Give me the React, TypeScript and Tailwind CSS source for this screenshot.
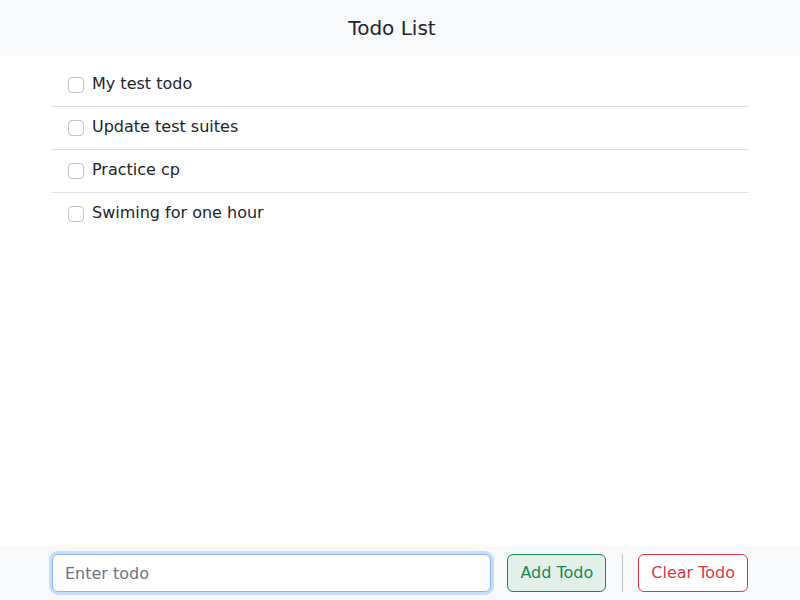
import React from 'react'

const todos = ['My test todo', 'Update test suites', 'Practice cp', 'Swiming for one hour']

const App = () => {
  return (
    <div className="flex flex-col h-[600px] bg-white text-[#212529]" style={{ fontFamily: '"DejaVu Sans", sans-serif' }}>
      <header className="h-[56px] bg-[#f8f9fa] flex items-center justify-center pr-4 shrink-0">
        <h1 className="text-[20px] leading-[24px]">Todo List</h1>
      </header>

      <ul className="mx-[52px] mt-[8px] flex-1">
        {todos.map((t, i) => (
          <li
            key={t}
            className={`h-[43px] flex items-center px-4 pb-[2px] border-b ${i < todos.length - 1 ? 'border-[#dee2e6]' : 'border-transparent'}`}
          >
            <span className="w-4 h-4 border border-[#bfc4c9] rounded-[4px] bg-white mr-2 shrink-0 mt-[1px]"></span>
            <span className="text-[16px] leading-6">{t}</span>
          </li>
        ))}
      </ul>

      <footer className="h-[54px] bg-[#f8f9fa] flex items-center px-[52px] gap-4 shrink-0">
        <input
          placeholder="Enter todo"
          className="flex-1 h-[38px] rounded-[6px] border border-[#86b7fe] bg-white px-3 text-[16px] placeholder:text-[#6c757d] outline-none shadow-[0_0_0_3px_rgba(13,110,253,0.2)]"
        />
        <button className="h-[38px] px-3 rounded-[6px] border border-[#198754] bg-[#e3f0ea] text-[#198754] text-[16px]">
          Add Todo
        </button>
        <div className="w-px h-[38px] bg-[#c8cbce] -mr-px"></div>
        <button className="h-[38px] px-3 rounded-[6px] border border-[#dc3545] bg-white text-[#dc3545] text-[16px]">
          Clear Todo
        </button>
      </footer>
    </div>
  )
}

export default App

# WHAT THIS TASK INVOLVES
Your task is to repeat the material above exactly, without its pictures.

# OUTPUT BELOW
Give me the React, TypeScript and Tailwind CSS source for this screenshot.
import React from 'react'

const todos = ['My test todo', 'Update test suites', 'Practice cp', 'Swiming for one hour']

const App = () => {
  return (
    <div className="flex flex-col h-[600px] bg-white text-[#212529]" style={{ fontFamily: '"DejaVu Sans", sans-serif' }}>
      <header className="h-[56px] bg-[#f8f9fa] flex items-center justify-center pr-4 shrink-0">
        <h1 className="text-[20px] leading-[24px]">Todo List</h1>
      </header>

      <ul className="mx-[52px] mt-[8px] flex-1">
        {todos.map((t, i) => (
          <li
            key={t}
            className={`h-[43px] flex items-center px-4 pb-[2px] border-b ${i < todos.length - 1 ? 'border-[#dee2e6]' : 'border-transparent'}`}
          >
            <span className="w-4 h-4 border border-[#bfc4c9] rounded-[4px] bg-white mr-2 shrink-0 mt-[1px]"></span>
            <span className="text-[16px] leading-6">{t}</span>
          </li>
        ))}
      </ul>

      <footer className="h-[54px] bg-[#f8f9fa] flex items-center px-[52px] gap-4 shrink-0">
        <input
          placeholder="Enter todo"
          className="flex-1 h-[38px] rounded-[6px] border border-[#86b7fe] bg-white px-3 text-[16px] placeholder:text-[#6c757d] outline-none shadow-[0_0_0_3px_rgba(13,110,253,0.2)]"
        />
        <button className="h-[38px] px-3 rounded-[6px] border border-[#198754] bg-[#e3f0ea] text-[#198754] text-[16px]">
          Add Todo
        </button>
        <div className="w-px h-[38px] bg-[#c8cbce] -mr-px"></div>
        <button className="h-[38px] px-3 rounded-[6px] border border-[#dc3545] bg-white text-[#dc3545] text-[16px]">
          Clear Todo
        </button>
      </footer>
    </div>
  )
}

export default App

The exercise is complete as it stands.